Walter Bruce was the younger brother of Daniel Bruce (see above) and was born in Bonhill in 1874. His first club was Vale of Leven FC which he joined about 1893. This was not the most auspicious time to be joining the Vale because they were on the verge of extinction – desperately short of money they were finding it hard to attract good players and even harder to keep them. Inevitably this began to show up in results and crowds declined.

In November 1894 Walter played at centre half in a Vale team which lost 8-0 to Queens Park at Millburn. At least the socialising was good – after the game Queen’s missed the last train and had to stay overnight. However, neither the finances nor the football improved and at the end of 1894-95 no Vale players were being paid and most including Walter Bruce were reinstated as amateurs.

Scottish International Football JerseyThis essentially made them free agents, which was just as well because at this point Vale FC was to all intents and purposes defunct. Walter then played for Renton for a time, but in September 1898 he joined St Mirren, for whom he played for the next 8 seasons. He joined the Saints the year after his older brother had joined them, so it’s quite possible Dan helped to arrange the transfer. Walter was soon at the heart of a half-back line which became cult heroes to the Saints support: Greenlees, Bruce and McAvoy, who were nicknamed “Faith, Hope and Charity”. As is the way with football fans, their names remained entrenched in the Paisley collective memory for decades after they had retired.

His performances for St Mirren earned Walter two caps for the Scottish League – in 1902 and 1903, both against the Irish League. His accompanying photograph shows him in the Scottish League strip for one of these games.

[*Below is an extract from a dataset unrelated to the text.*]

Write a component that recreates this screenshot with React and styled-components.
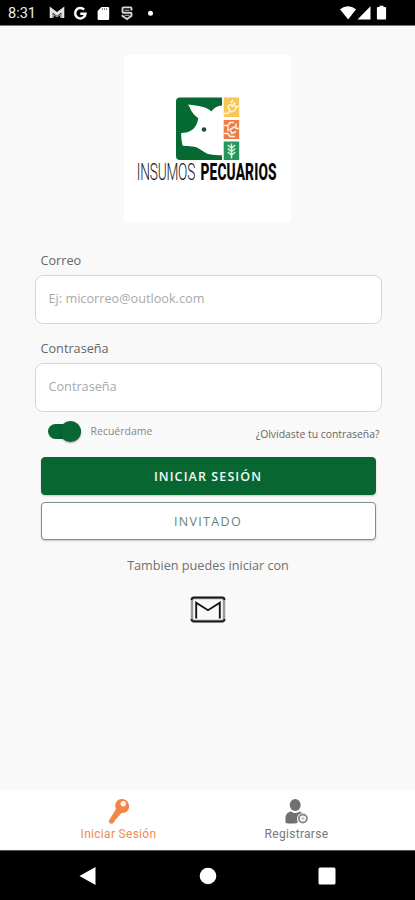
import React, { useState } from "react";
import styled, { createGlobalStyle } from "styled-components";

const GlobalStyle = createGlobalStyle`
  * {
    box-sizing: border-box;
  }

  body {
    margin: 0;
    background: #f9f9f9;
    font-family: "Open Sans", "Noto Sans", sans-serif;
  }

  button,
  input {
    font-family: inherit;
  }
`;

const StatusIcons = () => (
  <svg width="112" height="16" viewBox="0 0 112 16" fill="#fff">
    <path
      d="M2.2 13V4.500L8 9l5.800-4.500V13"
      fill="none"
      stroke="#e4e4e4"
      strokeWidth="3"
    />
    <path d="M4.500 12.500V9.500L8 12l3.500-2.500v3" fill="none" stroke="#aaa" />
    <path
      d="M35.100 4.600A5.200 5.200 0 1 0 36.500 8.700H31.300"
      fill="none"
      stroke="#fff"
      strokeWidth="2.500"
    />
    <path d="M52.500 2H59a1.200 1.200 0 0 1 1.200 1.200v10.600a1.200 1.200 0 0 1-1.200 1.200h-9.200a1.200 1.200 0 0 1-1.200-1.200V6z" />
    <path d="M53.500 3v2M55.500 3v2M57.500 3v2" stroke="#888" />
    <path
      d="M82.500 5.500V3.400a1 1 0 0 0-1-1h-7a1 1 0 0 0-1 1v3.300a1 1 0 0 0 1 1h7a1 1 0 0 1 1 1v2L78 14l-4.500-3v-1.300"
      fill="none"
      stroke="#d8d8d8"
      strokeWidth="1.900"
    />
    <path d="M75.500 5.200h5M75.500 10.300h5" stroke="#bbb" />
    <circle cx="101.500" cy="8.200" r="2.500" />
  </svg>
);

const SignalIcons = () => (
  <svg width="48" height="16" viewBox="0 0 48 16" fill="#fff">
    <path d="M0 4.300Q8 -1.600 16 4.300L8.200 14.600z" />
    <path d="M17.500 14.600L30.500 1.300v13.300z" />
    <path d="M39.500 .8h4V2h1.800q.8 0 .8.800v11q0 .8-.8.800h-7.600q-.8 0-.8-.8v-11q0-.8.800-.8h1.800z" />
  </svg>
);

const Logo = () => (
  <svg width="167" height="167" viewBox="0 0 167 167">
    <path
      d="M56 42.500h42V105H56q-4 0-4-4V46.500q0-4 4-4z"
      fill="#056a32"
    />
    <path
      d="M98 50.500c-4.500.3-8.500 2.500-10.700 6-5-4.500-12-5.500-23.300-6.900 3.200 4.400 3 8.700 10.300 13.700-.8 4.500-2.300 8.200-5.300 11-3.500 3-7.500 3.700-11.700 3.700-.6 4 .7 8.500 1.200 12.500 4.800 1.500 9.300.2 13 1.500 5.500 2 8 5.800 14 7.300 4 1.200 8.500.7 12.500 1z"
      fill="#fff"
    />
    <circle cx="80" cy="74.500" r="2.300" fill="#12542d" />

    <rect x="99.700" y="42.500" width="15.500" height="19.500" fill="#f7c657" />
    <path
      d="M100 58.500h4l2.500-4M108 52l3-4.500M105 54c-2.500-3 1-5.500 4-3.500 3-1.300 4 3 1.500 5-2 2-5.500 1.500-5.500-1.500zM107 48l2-3M112 52l3-1"
      fill="none"
      stroke="#fff4cf"
      strokeWidth="1.600"
    />

    <rect x="99.700" y="65" width="15.500" height="19" fill="#ef7d43" />
    <path
      d="M100 70.500h4l2-3h4M112 68.500v5h3M100 78.500h4l2 3h5M111 71.500l-5 3 2 4 4-2M104 71.500v5"
      fill="none"
      stroke="#fff0e5"
      strokeWidth="1.500"
    />

    <rect x="99.700" y="86.500" width="15.500" height="18.500" fill="#27965b" />
    <path
      d="M107.500 88.500v15M103.700 90l3.800 3 3.800-3M103.700 93.500l3.800 3 3.800-3M103.700 97l3.800 3 3.800-3"
      fill="none"
      stroke="#d9f1dc"
      strokeWidth="1.500"
    />

    <LogoText transform="translate(12.800 124.500) scale(0.585 1)" textLength="100" $light>
      INSUMOS
    </LogoText>
    <LogoText transform="translate(76.500 124.500) scale(0.585 1)" textLength="130">
      PECUARIOS
    </LogoText>
  </svg>
);

const MailIcon = () => (
  <svg width="36" height="28" viewBox="0 0 36 28" fill="none">
    <rect x="2" y="2" width="32" height="23" rx="2" stroke="#999" strokeWidth="2.500" />
    <path
      d="M1.500 4q0-2.500 2.500-2.500h28q2.500 0 2.500 2.500M1.500 23q0 2.500 2.500 2.500h28q2.500 0 2.500-2.500"
      stroke="#1c1c1c"
      strokeWidth="1.900"
    />
    <path d="M6.200 22.500V6.800L18 14.200 29.800 6.800V22.500" stroke="#151515" strokeWidth="1.900" />
  </svg>
);

const KeyIcon = () => (
  <svg width="24" height="28" viewBox="0 0 24 28">
    <path
      d="M14.800 2a7.200 7.200 0 0 1 7.400 7.200c0 4.500-3.700 7.300-8 6.800l-1.300 2.200-1.500.8-.8 2-1.500.8-2.500 4q-1.700 1.700-4.200.3-1-1.500 0-3.300L9 12C6.600 7 10 2 14.800 2z"
      fill="#ef8748"
    />
    <circle cx="16.300" cy="6.800" r="2.700" fill="#fff3e8" />
  </svg>
);

const UserPlusIcon = () => (
  <svg width="24" height="28" viewBox="0 0 24 28">
    <ellipse cx="10.200" cy="8" rx="5.500" ry="6" fill="#707070" />
    <path
      d="M.5 26v-5c0-4 2.500-5.700 5.500-6.500q4.200 3 8.500 0l3 1.500-5 6v4q-6.500 1-12 0z"
      fill="#707070"
    />
    <circle cx="17.900" cy="21.500" r="5.800" fill="#fff" />
    <circle cx="17.900" cy="21.500" r="4" fill="none" stroke="#858585" strokeWidth="1.800" />
    <path d="M17.900 19.700v3.600M16.100 21.500h3.600" stroke="#bbb" strokeWidth="1" />
  </svg>
);

const App = () => {
  const [email, setEmail] = useState("");
  const [password, setPassword] = useState("");
  const [remember, setRemember] = useState(true);

  return (
    <Screen>
      <GlobalStyle />
      <StatusBar>
        <Clock>8:31</Clock>
        <StatusIcons />
        <SignalWrapper>
          <SignalIcons />
        </SignalWrapper>
      </StatusBar>

      <Content>
        <LogoCard>
          <Logo />
        </LogoCard>

        <Fields>
          <Field>
            <Label htmlFor="email">Correo</Label>
            <Input
              id="email"
              placeholder="Ej: micorreo@outlook.com"
              value={email}
              onChange={(e) => setEmail(e.target.value)}
            />
          </Field>
          <Field>
            <Label htmlFor="password">Contraseña</Label>
            <Input
              id="password"
              type="password"
              placeholder="Contraseña"
              value={password}
              onChange={(e) => setPassword(e.target.value)}
            />
          </Field>
        </Fields>

        <Options>
          <Switch
            role="switch"
            aria-checked={remember}
            $on={remember}
            onClick={() => setRemember(!remember)}
          >
            <Thumb />
          </Switch>
          <RememberText>Recuérdame</RememberText>
          <ForgotLink>¿Olvidaste tu contraseña?</ForgotLink>
        </Options>

        <Actions>
          <Button $primary>INICIAR SESIÓN</Button>
          <Button>INVITADO</Button>
        </Actions>

        <AltText>Tambien puedes iniciar con</AltText>
        <MailButton aria-label="Correo">
          <MailIcon />
        </MailButton>
      </Content>

      <TabBar>
        <Tab $active>
          <KeyIcon />
          <TabLabel>Iniciar Sesión</TabLabel>
        </Tab>
        <Tab>
          <UserPlusIcon />
          <TabLabel>Registrarse</TabLabel>
        </Tab>
      </TabBar>

      <SystemBar>
        <svg width="18" height="20" viewBox="0 0 18 20">
          <path d="M0.500 10L16.500 1v18z" fill="#fff" />
        </svg>
        <svg width="18" height="18" viewBox="0 0 18 18">
          <circle cx="9" cy="9" r="8.300" fill="#fff" />
        </svg>
        <svg width="18" height="18" viewBox="0 0 18 18">
          <rect x="0.500" y="0.500" width="17" height="17" rx="1.500" fill="#fff" />
        </svg>
      </SystemBar>
    </Screen>
  );
};

const Screen = styled.div`
  width: 415px;
  height: 900px;
  display: flex;
  flex-direction: column;
  overflow: hidden;
  background: #f9f9f9;
`;

const StatusBar = styled.header`
  height: 26px;
  display: flex;
  align-items: center;
  padding: 0 27px 0 8px;
  background: #000;
  border-bottom: 1px solid #777;
`;

const Clock = styled.span`
  width: 41px;
  padding-top: 2px;
  color: #eee;
  font: 400 14.5px/16px Roboto, sans-serif;
`;

const SignalWrapper = styled.div`
  display: flex;
  margin-left: auto;
`;

const Content = styled.main`
  flex: 1;
  display: flex;
  flex-direction: column;
  align-items: center;
  padding: 29px 0 0 1px;
`;

const LogoCard = styled.div`
  display: flex;
  margin: 0 1px 29px 0;
  background: #fff;
`;

const LogoText = styled.text`
  font-family: Roboto, sans-serif;
  font-size: 23.5px;
  font-weight: ${({ $light }) => ($light ? 300 : 800)};
  fill: ${({ $light }) => ($light ? "#222" : "#080808")};
`;

const Fields = styled.div`
  width: 347px;
  display: flex;
  flex-direction: column;
  gap: 15px;
`;

const Field = styled.div`
  display: flex;
  flex-direction: column;
`;

const Label = styled.label`
  height: 24px;
  padding-left: 6px;
  color: #666;
  font-size: 12.7px;
  line-height: 19px;
`;

const Input = styled.input`
  width: 100%;
  height: 49px;
  padding: 0 13px 3px;
  border: 1px solid #d2d8d5;
  border-radius: 8px;
  outline: none;
  background: #fff;
  color: #444;
  font-size: 12.7px;

  &::placeholder {
    color: #a9a9a9;
  }
`;

const Options = styled.div`
  width: 347px;
  height: 30px;
  display: flex;
  align-items: center;
  margin-top: 4px;
  padding: 0 2px 0 13px;
`;

const Switch = styled.button`
  width: 33px;
  height: 15px;
  display: flex;
  align-items: center;
  justify-content: ${({ $on }) => ($on ? "flex-end" : "flex-start")};
  padding: 0;
  border: none;
  border-radius: 8px;
  background: #086631;
`;

const Thumb = styled.span`
  width: 21px;
  height: 21px;
  flex-shrink: 0;
  border-radius: 50%;
  background: #086631;
  box-shadow: 0 1px 2px rgba(0, 0, 0, 0.35);
`;

const RememberText = styled.span`
  margin-left: 10px;
  color: #888;
  font-size: 10.5px;
`;

const ForgotLink = styled.a`
  margin: 5px 0 0 auto;
  color: #666;
  font-size: 10.4px;
`;

const Actions = styled.div`
  width: 335px;
  display: flex;
  flex-direction: column;
  gap: 7px;
  margin-top: 11px;
`;

const Button = styled.button`
  height: 38px;
  padding: 0;
  border: 1px solid ${({ $primary }) => ($primary ? "#086631" : "#789487")};
  border-radius: 4px;
  background: ${({ $primary }) => ($primary ? "#086631" : "#fff")};
  color: ${({ $primary }) => ($primary ? "#f3faf5" : "#678476")};
  font-size: 12.5px;
  font-weight: ${({ $primary }) => ($primary ? 600 : 400)};
  letter-spacing: ${({ $primary }) => ($primary ? "1.1px" : "1.3px")};
  box-shadow: 0 1px 2px rgba(0, 0, 0, 0.2);
`;

const AltText = styled.p`
  margin: 15px 0 21px;
  color: #707070;
  font-size: 12.65px;
  line-height: 20px;
`;

const MailButton = styled.button`
  display: flex;
  padding: 0;
  border: none;
  background: none;
`;

const TabBar = styled.nav`
  height: 60px;
  display: flex;
  justify-content: center;
  background: #fff;
`;

const Tab = styled.div`
  width: 178px;
  display: flex;
  flex-direction: column;
  align-items: center;
  padding-top: 7px;
  color: ${({ $active }) => ($active ? "#f08b52" : "#777")};
`;

const TabLabel = styled.span`
  margin-top: 2px;
  font: 400 12px/15px Roboto, sans-serif;
  letter-spacing: 0.3px;
`;

const SystemBar = styled.footer`
  height: 50px;
  display: flex;
  align-items: center;
  justify-content: space-between;
  padding: 0 79px;
  border-top: 1px solid #555;
  background: #000;
`;

export default App;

The strip and caps have survived in the possession of his grandson Gordon Burns and so thanks to Gordon we can show them in colour. The striking thing is that it is not the dark blue of the current Scottish international jersey but a much lighter blue, close in colour to the current Italian strip.

Scottish Football International Caps

Having played 117 games for St Mirren and scored 10 goals for them in his 8 seasons with them, Walter left the Saints at the end of season 1907-08. He worked at Singers until his death in 1941, aged 67.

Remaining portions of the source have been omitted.